Internally, the design-builder is balancing many cost factors as part of the proposal and bid effort. In most cases, the design is not complete; therefore, certain cost estimates may be more of budgets and/or take-off combined with past cost history in order to arrive at a bid. It is recommended that the design-builder partner with design-build subcontractors as part of the team to develop pricing structures and strategies that reflect the scope within these trade packages.

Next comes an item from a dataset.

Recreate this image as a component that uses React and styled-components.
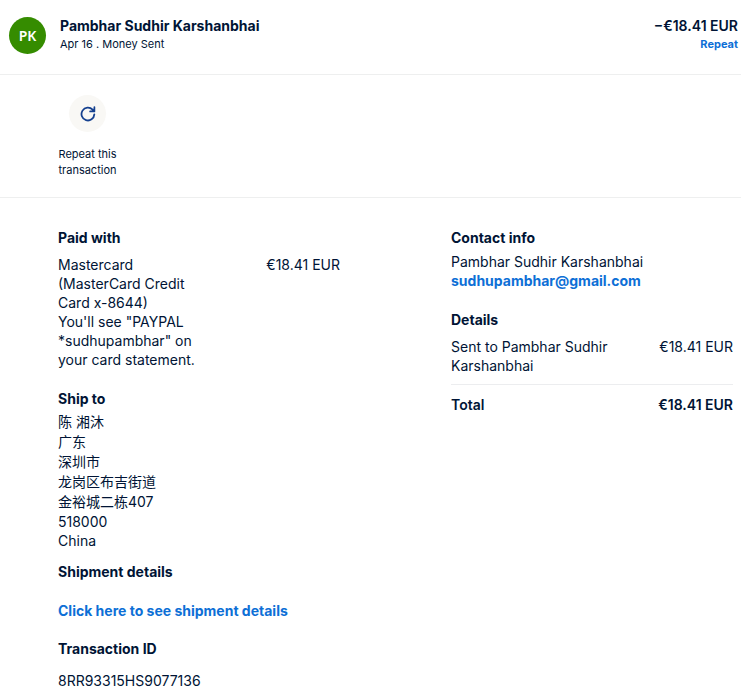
import React from "react";
import styled, { createGlobalStyle } from "styled-components";

const GlobalStyle = createGlobalStyle`
  * { box-sizing: border-box; }
  body {
    margin: 0;
    background: #fff;
    color: #001435;
    font-family: Inter, "Noto Sans CJK SC", sans-serif;
    font-size: 14px;
    line-height: 19px;
  }
`;

const Header = styled.header`
  display: flex;
  align-items: flex-start;
  padding: 17px 3px 20px 9px;
  border-bottom: 1px solid #eeefef;
`;

const Avatar = styled.div`
  display: grid;
  place-items: center;
  width: 37px;
  height: 37px;
  margin-right: 14px;
  border-radius: 50%;
  background: #358c00;
  color: #fff;
  font-family: "Noto Sans", sans-serif;
  font-weight: 600;
`;

const Party = styled.div`
  flex: 1;
`;

const Name = styled.h1`
  margin: 0;
  font-size: 14px;
  font-weight: 700;
  line-height: 18px;
`;

const Meta = styled.p`
  margin: 0;
  font-size: 11px;
  line-height: 18px;
`;

const Summary = styled.div`
  text-align: right;
`;

const HeaderAmount = styled.div`
  font-weight: 600;
  line-height: 18px;
`;

const TextButton = styled.button`
  display: block;
  margin-left: auto;
  padding: 0;
  border: 0;
  background: none;
  color: #0d6fd6;
  font: inherit;
  font-size: 11px;
  font-weight: 700;
  line-height: 18px;
  cursor: pointer;
`;

const Actions = styled.section`
  padding: 20px 50px 19px;
  border-bottom: 1px solid #eeefef;
`;

const RepeatButton = styled.button`
  display: flex;
  flex-direction: column;
  align-items: center;
  gap: 14px;
  width: 75px;
  padding: 0;
  border: 0;
  background: none;
  color: inherit;
  font: inherit;
  font-size: 11px;
  line-height: 16px;
  cursor: pointer;
`;

const IconDisc = styled.span`
  display: grid;
  place-items: center;
  width: 37px;
  height: 37px;
  border-radius: 50%;
  background: #f9f8f5;
  color: #15408f;
`;

const Body = styled.main`
  display: grid;
  grid-template-columns: 1fr 1fr;
  gap: 111px;
  padding: 30px 8px 6px 58px;
`;

const Section = styled.section`
  margin-bottom: ${(p) => p.$after || 0}px;
`;

const Heading = styled.h2`
  margin: 0 0 ${(p) => p.$gap}px;
  font-size: 14px;
  font-weight: 700;
  line-height: 19px;
`;

const Text = styled.p`
  margin: 0;
`;

const Line = styled.span`
  display: block;
  line-height: ${(p) => (p.$tall ? 20 : 19)}px;
`;

const Link = styled.a`
  color: #0d6fd6;
  font-weight: 700;
  text-decoration: none;
`;

const AmountRow = styled.div`
  display: flex;
  justify-content: space-between;
  align-items: flex-start;
  font-weight: ${(p) => (p.$total ? 600 : 400)};
  ${(p) => p.$total && "margin-top: 9px; padding-top: 10px; border-top: 1px solid #ecedef;"}
`;

const Label = styled.div`
  width: ${(p) => p.$share || "auto"};
`;

const Amount = styled.div`
  white-space: nowrap;
`;

function RepeatIcon() {
  return (
    <svg width="16" height="16" viewBox="0 0 16 16" fill="none" aria-hidden="true">
      <path d="M14.3 8.4A6.4 6.4 0 1 1 12.6 3.7" stroke="currentColor" strokeWidth="1.8" strokeLinecap="round" />
      <path d="M14.4 1.1V5.4H10.1" stroke="currentColor" strokeWidth="1.7" strokeLinecap="round" strokeLinejoin="round" />
      <path d="M14.4 2V5.4H11Z" fill="currentColor" />
    </svg>
  );
}

const address = ["陈 湘沐", "广东", "深圳市", "龙岗区布吉街道", "金裕城二栋407"];

export default function App() {
  return (
    <>
      <GlobalStyle />
      <Header>
        <Avatar>PK</Avatar>
        <Party>
          <Name>Pambhar Sudhir Karshanbhai</Name>
          <Meta>Apr 16 . Money Sent</Meta>
        </Party>
        <Summary>
          <HeaderAmount>−€18.41 EUR</HeaderAmount>
          <TextButton type="button">Repeat</TextButton>
        </Summary>
      </Header>
      <Actions>
        <RepeatButton type="button">
          <IconDisc>
            <RepeatIcon />
          </IconDisc>
          <span>Repeat this transaction</span>
        </RepeatButton>
      </Actions>
      <Body>
        <div>
          <Section $after={20}>
            <Heading $gap={8}>Paid with</Heading>
            <AmountRow>
              <Label $share="50%">
                <Text>Mastercard (MasterCard Credit Card x-8644)</Text>
                <Text>You'll see "PAYPAL *sudhupambhar" on your card statement.</Text>
              </Label>
              <Amount>€18.41 EUR</Amount>
            </AmountRow>
          </Section>
          <Section $after={12}>
            <Heading $gap={4}>Ship to</Heading>
            {address.map((line) => (
              <Line key={line} $tall>
                {line}
              </Line>
            ))}
            <Line>518000</Line>
            <Line>China</Line>
          </Section>
          <Section $after={19}>
            <Heading $gap={20}>Shipment details</Heading>
            <Text>
              <Link href="#shipment">Click here to see shipment details</Link>
            </Text>
          </Section>
          <Section>
            <Heading $gap={13}>Transaction ID</Heading>
            <Text>8RR93315HS9077136</Text>
          </Section>
        </div>
        <div>
          <Section $after={20}>
            <Heading $gap={5}>Contact info</Heading>
            <Text>Pambhar Sudhir Karshanbhai</Text>
            <Text>
              <Link href="mailto:sudhupambhar@gmail.com">sudhupambhar@gmail.com</Link>
            </Text>
          </Section>
          <Section>
            <Heading $gap={8}>Details</Heading>
            <AmountRow>
              <Label $share="60%">Sent to Pambhar Sudhir Karshanbhai</Label>
              <Amount>€18.41 EUR</Amount>
            </AmountRow>
            <AmountRow $total>
              <Label>Total</Label>
              <Amount>€18.41 EUR</Amount>
            </AmountRow>
          </Section>
        </div>
      </Body>
    </>
  );
}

In target based design build delivery, where the design is a function of the budget, the design-builder can take a very proactive role in helping the owner shape the project scope from the onset of design. In this delivery model, the owner receives the benefit of continuous cost and design input/response. The design-builder can set the budgets and functionally support the project program development from the start of programming. In some cases, owners have contractually committed to the budget in the agreement with design-builder.

Conclusion
The design-build delivery process can provide advantages to owners in terms of cost and schedule. In addition, the process results in design excellence that can exceed the expectations of the project. For most owners, many decisions need to be made much earlier in the project. Focusing efforts on the post award, pre-shovel phase is time consuming but results in a higher level of design confidence for the design-builder and an overall better result. The six areas above are the key owner actions needed for a successful outcome for the entire team, with a design solution that exhibits excellence in execution.